Twisting Spins: Magnetic Skyrmions for Energy Efficiency

One of the enduring strengths of solid-state physics (the study of matter in electrical, magnetic, thermal, and optical properties) is its ability to redefine how we think about the material world. Recent research from Florida State University provides a striking example. Their study, published in the Journal of the American Chemical Society demonstrates how skyrmion-like spin textures can emerge naturally in structurally frustrated materials, expanding our understanding of how stable magnetic structures can form in systems previously thought unsuitable. This research may bring a new era of electronics and innovation.

At the heart of this research is electron spin, a fundamental quantum property of electrons. Spin behaves like a tiny magnetic arrow, giving each electron an intrinsic magnetic character. This is different from electric charge, which is responsible for currents, voltage, and most familiar electrical effects. While charge describes how electrons move through a material, spin describes the orientation of electrons’ tiny magnetic moments. Conventional electronics relies almost entirely on the flow of charge, whereas magnetism and spin-based phenomena arise from how spins are arranged and interact, even when electrons themselves are not moving.

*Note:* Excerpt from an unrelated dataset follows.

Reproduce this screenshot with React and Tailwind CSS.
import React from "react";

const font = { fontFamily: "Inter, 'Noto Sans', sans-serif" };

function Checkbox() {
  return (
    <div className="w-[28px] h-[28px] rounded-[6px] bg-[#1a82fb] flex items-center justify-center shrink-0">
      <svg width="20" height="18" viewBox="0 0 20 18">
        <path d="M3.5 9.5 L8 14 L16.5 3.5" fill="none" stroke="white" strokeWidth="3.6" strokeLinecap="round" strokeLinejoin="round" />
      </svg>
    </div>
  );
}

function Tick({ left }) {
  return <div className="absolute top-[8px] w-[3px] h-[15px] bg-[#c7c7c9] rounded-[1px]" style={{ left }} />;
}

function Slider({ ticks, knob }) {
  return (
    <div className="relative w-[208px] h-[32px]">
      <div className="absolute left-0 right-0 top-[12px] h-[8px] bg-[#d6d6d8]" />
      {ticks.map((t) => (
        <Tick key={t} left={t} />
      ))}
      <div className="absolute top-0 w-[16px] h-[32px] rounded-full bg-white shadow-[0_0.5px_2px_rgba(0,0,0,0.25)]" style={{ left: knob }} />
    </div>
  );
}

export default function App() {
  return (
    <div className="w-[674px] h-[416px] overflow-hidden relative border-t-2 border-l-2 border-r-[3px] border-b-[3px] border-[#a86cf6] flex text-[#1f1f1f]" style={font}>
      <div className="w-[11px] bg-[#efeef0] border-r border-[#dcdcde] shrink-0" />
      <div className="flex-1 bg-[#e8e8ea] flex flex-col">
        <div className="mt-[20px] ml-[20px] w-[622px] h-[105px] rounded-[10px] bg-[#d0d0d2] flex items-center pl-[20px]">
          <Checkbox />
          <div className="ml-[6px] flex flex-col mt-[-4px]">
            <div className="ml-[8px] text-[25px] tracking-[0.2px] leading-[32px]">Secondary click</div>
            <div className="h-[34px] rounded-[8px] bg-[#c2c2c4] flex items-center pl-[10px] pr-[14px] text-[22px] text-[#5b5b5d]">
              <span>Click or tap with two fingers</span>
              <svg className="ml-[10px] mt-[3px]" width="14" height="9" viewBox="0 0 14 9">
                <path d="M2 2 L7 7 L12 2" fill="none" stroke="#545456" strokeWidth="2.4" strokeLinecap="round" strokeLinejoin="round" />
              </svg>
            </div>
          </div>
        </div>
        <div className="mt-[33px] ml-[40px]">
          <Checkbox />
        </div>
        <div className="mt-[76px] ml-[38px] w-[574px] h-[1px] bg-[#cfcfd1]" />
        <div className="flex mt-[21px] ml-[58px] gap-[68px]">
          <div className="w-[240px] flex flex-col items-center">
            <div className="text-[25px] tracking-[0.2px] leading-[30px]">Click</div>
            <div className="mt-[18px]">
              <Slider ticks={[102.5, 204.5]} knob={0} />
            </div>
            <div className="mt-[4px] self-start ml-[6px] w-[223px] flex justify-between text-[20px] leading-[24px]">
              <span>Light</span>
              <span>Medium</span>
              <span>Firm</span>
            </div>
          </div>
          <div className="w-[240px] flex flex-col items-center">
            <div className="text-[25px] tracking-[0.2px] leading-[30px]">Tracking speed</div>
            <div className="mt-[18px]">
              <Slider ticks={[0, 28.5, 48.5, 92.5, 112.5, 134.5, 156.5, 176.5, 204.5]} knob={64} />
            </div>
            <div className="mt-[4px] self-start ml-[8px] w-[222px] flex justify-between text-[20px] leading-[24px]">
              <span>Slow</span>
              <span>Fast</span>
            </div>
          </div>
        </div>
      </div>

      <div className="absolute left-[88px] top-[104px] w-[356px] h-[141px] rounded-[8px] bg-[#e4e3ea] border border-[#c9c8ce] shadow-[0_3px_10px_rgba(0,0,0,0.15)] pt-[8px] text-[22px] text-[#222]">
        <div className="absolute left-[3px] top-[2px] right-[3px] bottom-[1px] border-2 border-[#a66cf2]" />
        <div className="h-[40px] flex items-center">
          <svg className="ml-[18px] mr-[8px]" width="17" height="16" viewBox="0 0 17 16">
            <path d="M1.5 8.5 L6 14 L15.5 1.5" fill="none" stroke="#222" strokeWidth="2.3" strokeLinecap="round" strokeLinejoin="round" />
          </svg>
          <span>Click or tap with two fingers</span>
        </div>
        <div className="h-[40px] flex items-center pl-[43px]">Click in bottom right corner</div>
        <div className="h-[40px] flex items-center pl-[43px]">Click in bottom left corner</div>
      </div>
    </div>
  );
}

In many materials, neighboring spins interact and try to align according to specific magnetic preferences. Sometimes, these interactions allow all spins to satisfy their preferred orientations simultaneously. This is what physicists call perfect agreement. A ferromagnet is a simple example of this: every spin points in the same direction, like a crowd of people all indicating the direction of sunrise. In contrast, an antiferromagnet is a material where spins prefer to point opposite to their neighbors, alternating directions like a checkerboard pattern. In both cases, the spins achieve a stable, low-energy arrangement that fulfills the local preferences.

In a structurally frustrated material, perfect agreement is impossible. The geometry of the crystal lattice forces conflicting demands on the spins, so no single arrangement can satisfy all interactions at once. A common example is a triangular lattice with antiferromagnetic interactions: if two spins align opposite to each other, a third spin cannot simultaneously be opposite to both, creating unavoidable conflict. This frustration does not necessarily lead to disorder. Instead, it can produce complex, stable arrangements as the spins compromise with one another.

A skyrmion is one such arrangement; rather than aligning uniformly, the spins twist smoothly through space, forming a compact, swirling pattern. Skyrmions are topologically protected, meaning their structure cannot be undone by small disturbances, such as thermal fluctuations or defects, without a fundamental rearrangement. This property makes them unusually stable. Because skyrmions can be extremely small and relocated with little energy, they are of great interest in spintronics, a field that seeks to use spin rather than electric charge to store and process information.

Until now, most known skyrmions required special interactions that occur only in materials lacking inversion symmetry, limiting the range of host materials. The Florida State University team demonstrated that structural frustration alone can give rise to skyrmion-like spin textures, without relying on these symmetry-breaking interactions. The lattice geometry itself guides the spins into swirling, stable patterns, effectively turning frustration into order.

This discovery is significant both scientifically and technologically. By showing that a wider variety of materials can support skyrmion-like states, it opens the door to designing new spin-based devices. Unlike conventional electronics, which rely on moving electric charge and suffer from energy loss as heat, spin-based systems could be smaller, faster, and more energy-efficient. Stable spin textures such as skyrmions could be used for memory or logic devices that store information more densely and operate with minimal energy, offering a promising path toward advanced, low-power technologies.